I’m on another addictive drug, a synthetic opiate called Tramadol, also known as Ultram. I got my dosage cut in half by going through more withdrawal a couple of months ago, and had plans to try and come off it completely. With all the information out about it, my doctor now also thinks it’s a horrible drug, and knows about how bad the withdrawal is, but she is thinking of switching me to something that’s a real narcotic, and it will probably make me sleepy, plus won’t help the addiction issues, so I think I’ll stay on Tramadol.

It’s my nature to always want to be independent. I don’t have an addictive personality because I don’t like feeling as if I’m being “ruled” by anyone or anything besides myself. (Yes, I’ve always had a slight problem with authority figures!) So I suffer mentally having to be on addictive drugs. It means I must make sure I always have enough supplies and repeat prescriptions on hand at all times, or I start feeling withdrawal symptoms within literally hours of the times I normally take them.

But without them, I can’t function because of the amount of pain I feel, which then turns into crushing fatigue from coping with the constant pain. My muscles have become so tight that it has started to affect my ability to breathe properly. This not only affects my asthma, but my exercises for teaching voice, and acting in voice-overs. Our bodies are pretty much supported by muscles, and when they get tight and sore, everything else gets affected, as well.

It’s simple. I need drugs for my pain. I can continue looking for alternatives, for better ways of managing it, but in the meantime, if I want to accomplish my commitments this year, then I have to turn to drugs. I’ve decided I need to remember that I use Ventolin for my asthma, and don’t resent my dependence on that drug (I know too well how terrifying it is not being able to breathe). I need to also remember that if I had a condition like insulin dependent diabetes, I’d have to make peace with drug dependence, or not exist.

That’s the difference, though, isn’t it, between a life threatening condition, and “just” pain? Pain isn’t considered as important. And yet unrelenting, chronic pain can lead to worse and worse conditions, culminating ultimately, in the case of terrible hopeless depression over it, in the very real possibility of a suicidal state.

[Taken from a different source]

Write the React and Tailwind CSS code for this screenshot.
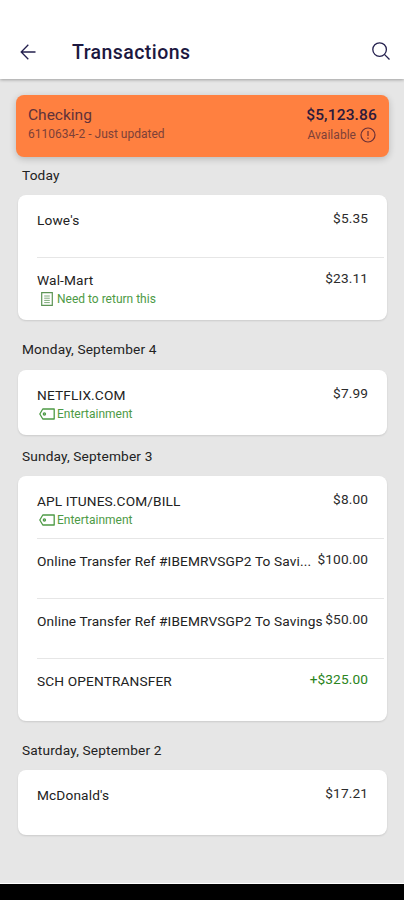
const groups = [
  {
    label: "Today",
    labelClass: "h-[38px] pt-[9px]",
    items: [
      { name: "Lowe's", amount: "$5.35" },
      { name: "Wal-Mart", amount: "$23.11", note: "Need to return this", icon: "note" },
    ],
  },
  {
    label: "Monday, September 4",
    labelClass: "h-[50px] pt-[20px]",
    items: [{ name: "NETFLIX.COM", amount: "$7.99", note: "Entertainment", icon: "tag" }],
  },
  {
    label: "Sunday, September 3",
    labelClass: "h-[41px] pt-[12px]",
    items: [
      { name: "APL ITUNES.COM/BILL", amount: "$8.00", note: "Entertainment", icon: "tag" },
      { name: "Online Transfer Ref #IBEMRVSGP2 To Savi...", amount: "$100.00" },
      { name: "Online Transfer Ref #IBEMRVSGP2 To Savings", amount: "$50.00" },
      { name: "SCH OPENTRANSFER", amount: "+$325.00", credit: true },
    ],
  },
  {
    label: "Saturday, September 2",
    labelClass: "h-[49px] pt-[20px]",
    items: [{ name: "McDonald's", amount: "$17.21" }],
  },
];

function NoteIcon() {
  return (
    <svg className="ml-[4px] mr-[4px] h-[14px] w-[12px]" viewBox="0 0 12 14" fill="none" stroke="#5c9455" strokeWidth="1.2">
      <path d="M0.7 0.7H11.3V13.3H0.7Z" />
      <path d="M3.2 4H8.8M3.2 6.2H8.8M3.2 8.4H8.8M3.2 10.6H8.8" strokeWidth="0.8" />
    </svg>
  );
}

function TagIcon() {
  return (
    <svg className="ml-[2px] mr-[2px] h-[12px] w-[16px]" viewBox="0 0 16 12" fill="none" stroke="#4d9a45" strokeWidth="1.3">
      <path d="M3.8 1H15.2V11H3.8L0.8 6Z" strokeLinejoin="round" />
      <circle cx="5.4" cy="5.9" r="1.1" />
    </svg>
  );
}

function Row({ item, last }) {
  return (
    <div className={`ml-[19px] mr-[3px] flex h-[60px] justify-between border-b ${last ? "border-transparent" : "border-[#e6e6e6]"}`}>
      <div className="flex flex-col pt-[14px]">
        <span className="text-[13.7px] leading-[17px] tracking-[0.13px] whitespace-nowrap text-[#222]">{item.name}</span>
        {item.note && (
          <span className="mt-[2px] flex h-[16px] items-center text-[12px] leading-[16px] whitespace-nowrap text-[#4d9a45]">
            {item.icon === "note" ? <NoteIcon /> : <TagIcon />}
            {item.note}
          </span>
        )}
      </div>
      <span className={`pt-[12px] pr-[16px] text-[13.7px] leading-[17px] tracking-[0.1px] ${item.credit ? "text-[#2a8420]" : "text-[#2b2b2b]"}`}>
        {item.amount}
      </span>
    </div>
  );
}

export default function App() {
  return (
    <div className="flex h-[900px] w-[404px] flex-col overflow-hidden bg-[#e6e6e6] font-[Roboto,'Liberation_Sans',sans-serif]">
      <header className="z-10 flex h-[79px] shrink-0 items-start bg-white pt-[40px] shadow-[0_1px_3px_rgba(0,0,0,0.3)]">
        <svg className="mt-[4px] ml-[20px] h-[16px] w-[16px]" viewBox="0 0 16 16" fill="none" stroke="#24204e" strokeWidth="1.3">
          <path d="M15.5 8H1.5M8.3 0.8L1.2 8L8.3 15.2" />
        </svg>
        <h1 className="mt-[1px] ml-[36px] flex-1 text-[19.5px] leading-[24px] font-medium tracking-[0.43px] text-[#1c1840]">Transactions</h1>
        <svg className="mt-[2px] mr-[14px] h-[18px] w-[18px]" viewBox="0 0 18 18" fill="none" stroke="#24204e" strokeWidth="1.3">
          <circle cx="7.6" cy="7.6" r="6.8" />
          <path d="M12.4 12.4L17.5 17.5" />
        </svg>
      </header>
      <main className="flex flex-1 flex-col">
        <section className="mt-[16px] mr-[15px] ml-[16px] flex h-[62px] shrink-0 justify-between rounded-[8px] bg-[#ff8040] pr-[12px] pl-[12px] shadow-[0_2px_7px_rgba(0,0,0,0.2)]">
          <div className="flex flex-col pt-[10px]">
            <span className="text-[15.5px] leading-[20px] text-[#61323a]">Checking</span>
            <span className="text-[12px] leading-[19px] text-[#7d4038]">6110634-2 - Just updated</span>
          </div>
          <div className="flex flex-col items-end pt-[10px]">
            <span className="text-[15.5px] leading-[20px] font-medium tracking-[0.15px] text-[#2c1a3c]">$5,123.86</span>
            <span className="flex items-center text-[12px] leading-[20px] tracking-[0.03px] text-[#7d4038]">
              Available
              <svg className="mr-[1px] ml-[4px] h-[16px] w-[16px]" viewBox="0 0 16 16" fill="none" stroke="#6b3036" strokeWidth="1.2">
                <circle cx="8" cy="8" r="7" />
                <path d="M8 4V9M8 10.6V12" />
              </svg>
            </span>
          </div>
        </section>
        {groups.map((group) => (
          <section key={group.label} className="mr-[17px] ml-[18px] shrink-0">
            <h2 className={`pl-[4px] text-[13.7px] leading-[18px] font-normal tracking-[0.15px] text-[#222] ${group.labelClass}`}>{group.label}</h2>
            <div className="rounded-[8px] bg-white pt-[3px] pb-[2px] shadow-[0_1px_2px_rgba(0,0,0,0.12)]">
              {group.items.map((item, i) => (
                <Row key={item.name} item={item} last={i === group.items.length - 1} />
              ))}
            </div>
          </section>
        ))}
      </main>
      <footer className="h-[17px] shrink-0 border-t border-white bg-black" />
    </div>
  );
}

A side note before I finish. Last night I couldn’t write anything because I leaned on the oven while Katie was cooking dinner, not realizing it wasn’t insulated on the outside. So I gave myself a pretty bad burn, and today have what looks like a tiger stripe on my arm! It was too painful to try and type with it. The funny thing was, though, as I said to Katie, I didn’t really mind too much because it was a different kind of pain, and it distracted me for a while from my regular pain!

What I’m writing about tonight is another breakthrough for me this year. I accept that I have a condition that may never have a cure, I accept that part of my life has to be devoted to managing it well, I accept that some people will never understand what I have and what I need to do to manage it, and now I accept that I have to stay on the appropriate medication for as long as I need it in order to function. I can’t wait to tell my doctor and counsellor that the fight is over!